··· RECORDS FOR THE TASK ···

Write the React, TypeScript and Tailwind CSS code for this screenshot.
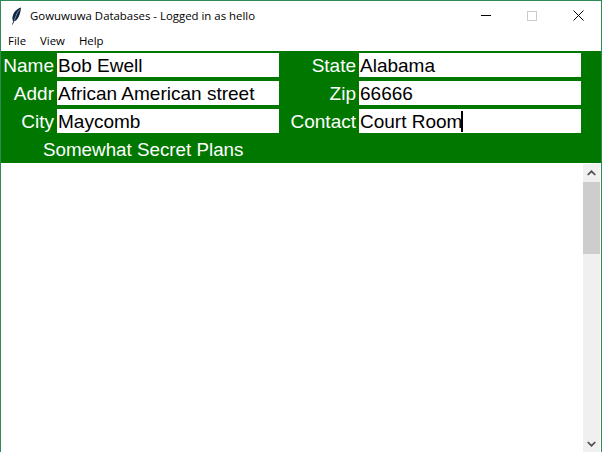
function Field({ label, value, caret }: { label: string; value: string; caret?: boolean }) {
  return (
    <div className="flex items-center h-6">
      <span className="flex-1 text-right text-white pr-[3px] pt-[1px]">{label}</span>
      <div className="w-[222px] h-6 bg-white text-black pl-[1px] pt-[1px] flex items-center">
        <span>{value}</span>
        {caret && <span className="w-[2px] h-[21px] bg-black -ml-[1px] -mt-[1px]" />}
      </div>
    </div>
  );
}

function ScrollBar() {
  return (
    <div className="w-[17px] mr-[1px] ml-[2px] bg-[#f0f0f0] flex flex-col items-stretch">
      <div className="h-[17px] flex items-center justify-center">
        <svg width="9" height="6" viewBox="0 0 9 6" fill="none" stroke="#505050" strokeWidth="1.7">
          <path d="M0.7 5L4.5 1.3L8.3 5" />
        </svg>
      </div>
      <div className="flex-1">
        <div className="mt-[1px] h-[72px] bg-[#cdcdcd]" />
      </div>
      <div className="h-[17px] flex items-center justify-center">
        <svg width="9" height="6" viewBox="0 0 9 6" fill="none" stroke="#505050" strokeWidth="1.7">
          <path d="M0.7 1L4.5 4.7L8.3 1" />
        </svg>
      </div>
    </div>
  );
}

export default function App() {
  return (
    <div className="w-[602px] h-[452px] border border-[#2e8b57] border-b-0 bg-white flex flex-col font-['Liberation_Sans',sans-serif] overflow-hidden">
      {/* title bar */}
      <div className="h-[29px] flex items-center font-['Open_Sans',sans-serif] text-[11.4px] text-black">
        <svg className="ml-[10px] mr-[8px]" width="11" height="18" viewBox="0 0 11 18">
          <path d="M10 0.5C6 1.5 2.5 5 1.5 10C1.2 12 1.6 13.4 2.4 14L1 17.5L1.8 17.5L3.2 14.3C7 13.5 9.5 7 10 0.5Z" fill="#14233f" />
          <path d="M8.6 2.5C6.5 5 5 8 3.4 13.4" stroke="#8fa4c8" strokeWidth="0.8" fill="none" />
        </svg>
        <span>Gowuwuwa Databases - Logged in as hello</span>
        <div className="ml-auto flex items-center">
          <div className="w-[46px] flex justify-center">
            <div className="w-[10px] h-[1px] bg-black" />
          </div>
          <div className="w-[46px] flex justify-center">
            <div className="w-[10px] h-[10px] border border-[#cccccc]" />
          </div>
          <div className="w-[46px] flex justify-center">
            <svg width="11" height="11" viewBox="0 0 11 11" stroke="#000" strokeWidth="1" fill="none">
              <path d="M0.5 0.5L10.5 10.5M10.5 0.5L0.5 10.5" />
            </svg>
          </div>
        </div>
      </div>

      {/* menu bar */}
      <div className="h-[21px] flex items-center gap-[14px] pl-[7px] font-['Open_Sans',sans-serif] text-[11.4px] text-black">
        <span>File</span>
        <span>View</span>
        <span>Help</span>
      </div>

      {/* form */}
      <div className="h-[112px] -mx-[1px] bg-[#007800] pt-[2px] text-[19px] leading-6">
        <div className="grid grid-cols-[279px_302px] gap-y-1">
          <Field label="Name" value="Bob Ewell" />
          <Field label="State" value="Alabama" />
          <Field label="Addr" value="African American street" />
          <Field label="Zip" value="66666" />
          <Field label="City" value="Maycomb" />
          <Field label="Contact" value="Court Room" caret />
        </div>
        <div className="mt-1 pl-[43px] pt-[1px] text-[18.8px] text-white">Somewhat Secret Plans</div>
      </div>

      {/* text area */}
      <div className="flex-1 flex justify-end min-h-0 pt-[1px]">
        <ScrollBar />
      </div>
    </div>
  );
}
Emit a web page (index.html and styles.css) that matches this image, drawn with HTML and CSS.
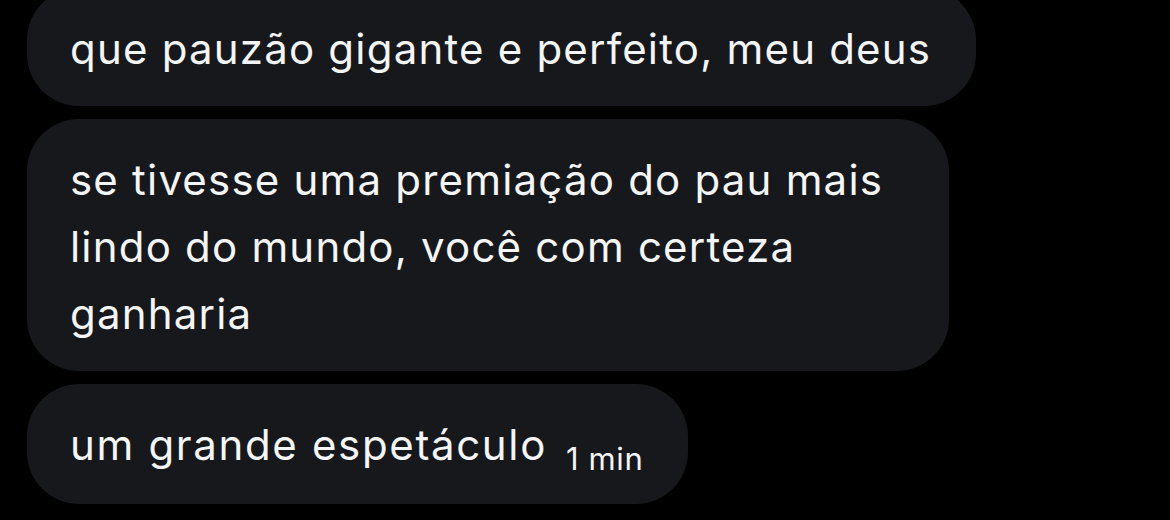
FILE: index.html
```html
<!DOCTYPE html>
<html lang="pt">
<head>
<meta charset="utf-8">
<title>Mensagens</title>
<link rel="stylesheet" href="styles.css">
</head>
<body>
<main class="thread">
  <div class="bubble"><span class="text">que pauzão gigante e perfeito, meu deus</span></div>
  <div class="bubble bubble-wide"><span class="text">se tivesse uma premiação do pau mais<br>lindo do mundo, você com certeza<br>ganharia</span></div>
  <div class="bubble bubble-last"><span class="text text-last">um grande espetáculo</span><span class="time">1 min</span></div>
</main>
</body>
</html>
```

FILE: styles.css
```css
html, body {
  margin: 0;
  padding: 0;
  background: #000;
}

body {
  width: 1170px;
  height: 520px;
  overflow: hidden;
  font-family: Inter, "Noto Sans", sans-serif;
  color: #f4f5f6;
}

.thread {
  display: flex;
  flex-direction: column;
  align-items: flex-start;
  gap: 13px;
  margin-top: -12px;
  padding-left: 27px;
}

.bubble {
  background: #16181b;
  border-radius: 52px;
  padding: 27px 45px 24px 43px;
  font-size: 42px;
  letter-spacing: 1.2px;
  line-height: 67px;
  white-space: nowrap;
}

.bubble-wide {
  padding-right: 66px;
}

.bubble-last {
  padding-bottom: 22px;
}

.text-last {
  letter-spacing: 1.65px;
  margin-right: 19px;
}

.time {
  font-size: 31px;
  letter-spacing: 0.6px;
  position: relative;
  top: 10px;
}
```
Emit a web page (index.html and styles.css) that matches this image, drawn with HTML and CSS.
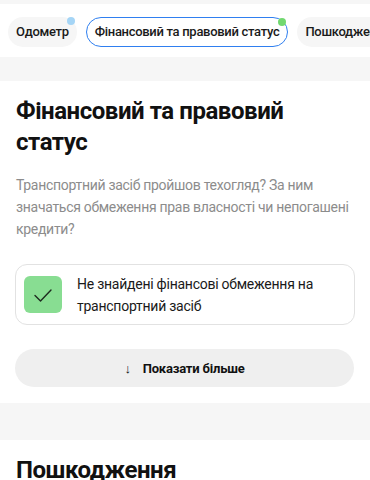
FILE: index.html
```html
<!DOCTYPE html>
<html lang="uk">
<head>
<meta charset="utf-8">
<link rel="stylesheet" href="styles.css">
</head>
<body>
<header class="tabs-bar">
  <nav class="tabs">
    <div class="tab">Одометр<span class="dot dot-blue"></span></div>
    <div class="tab tab-active">Фінансовий та правовий статус<span class="dot dot-green"></span></div>
    <div class="tab">Пошкодження</div>
  </nav>
</header>
<section class="section">
  <h2 class="title">Фінансовий та правовий статус</h2>
  <p class="desc">Транспортний засіб пройшов техогляд? За ним значаться обмеження прав власності чи непогашені кредити?</p>
  <div class="card">
    <div class="check">
      <svg width="20" height="20" viewBox="0 0 20 20"><path d="M2 10.5 L7.5 16 L18 5" fill="none" stroke="#1e2a1f" stroke-width="1.4" stroke-linecap="round" stroke-linejoin="round"/></svg>
    </div>
    <div class="card-text">Не знайдені фінансові обмеження на транспортний засіб</div>
  </div>
  <button class="more"><span class="arrow">↓</span>Показати більше</button>
</section>
<section class="section section-2">
  <h2 class="title">Пошкодження</h2>
</section>
</body>
</html>
```
FILE: styles.css
```css
* { box-sizing: border-box; }
html, body { margin: 0; padding: 0; }
body {
  background: #f6f6f6;
  font-family: Roboto, "Noto Sans", sans-serif;
  color: #111;
  padding-top: 4px;
  overflow: hidden;
}
.tabs-bar {
  background: #fff;
  height: 53px;
  padding: 13px 0 0 8px;
  overflow: hidden;
}
.tabs {
  display: flex;
  gap: 9px;
  white-space: nowrap;
}
.tab {
  position: relative;
  flex: none;
  height: 30px;
  padding: 0 8px;
  border-radius: 15px;
  background: #f6f6f6;
  font-size: 13px;
  font-weight: 500;
  line-height: 30px;
  letter-spacing: -0.3px;
  color: #1a1a1a;
}
.tab-active {
  background: #fff;
  border: 1.5px solid #2f7ff0;
  line-height: 27px;
}
.dot {
  position: absolute;
  width: 8px;
  height: 8px;
  border-radius: 50%;
}
.dot-blue { background: #a5d5f6; top: 0px; right: 2px; }
.dot-green { background: #72d870; top: 0px; right: 1px; }
.section {
  background: #fff;
  margin-top: 24px;
  padding: 15px 16px 16px 16px;
}
.title {
  margin: 0;
  font-size: 24px;
  line-height: 31px;
  font-weight: 700;
  letter-spacing: -0.45px;
  color: #111;
}
.desc {
  margin: 16px 0 0 0;
  font-size: 14px;
  line-height: 22px;
  letter-spacing: -0.3px;
  color: #8c8c8c;
}
.card {
  margin-top: 24px;
  margin-right: -1px;
  margin-left: -1px;
  display: flex;
  align-items: center;
  gap: 15px;
  border: 1px solid #e2e2e2;
  border-radius: 12px;
  padding: 8px 8px;
  height: 61px;
}
.check {
  flex: none;
  width: 38px;
  height: 37px;
  border-radius: 6px;
  background: #88dd92;
  display: flex;
  align-items: center;
  justify-content: center;
}
.card-text {
  font-size: 14px;
  line-height: 22px;
  letter-spacing: -0.25px;
  color: #1a1a1a;
}
.more {
  display: flex;
  align-items: center;
  justify-content: center;
  gap: 12px;
  width: calc(100% + 1px);
  margin: 24px 0 0 -1px;
  height: 38px;
  border: none;
  border-radius: 19px;
  background: #efefef;
  font-family: Roboto, "Noto Sans", sans-serif;
  font-size: 13px;
  font-weight: 700;
  letter-spacing: -0.2px;
  color: #111;
}
.arrow { font-size: 13px; font-weight: 400; }
.section-2 {
  margin-top: 37px;
  padding-top: 15px;
  height: 60px;
}
```
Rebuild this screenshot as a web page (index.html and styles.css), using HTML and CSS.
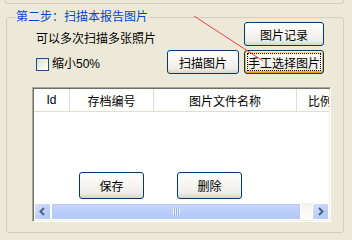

···

* WRITTEN EXERCISE *
Gather all lines with the string "this" from the data.

* REPLY TO THE EXERCISE *
Write the React, TypeScript and Tailwind CSS code for this screenshot.
Emit a web page (index.html and styles.css) that matches this image, drawn with HTML and CSS.
Emit a web page (index.html and styles.css) that matches this image, drawn with HTML and CSS.
Rebuild this screenshot as a web page (index.html and styles.css), using HTML and CSS.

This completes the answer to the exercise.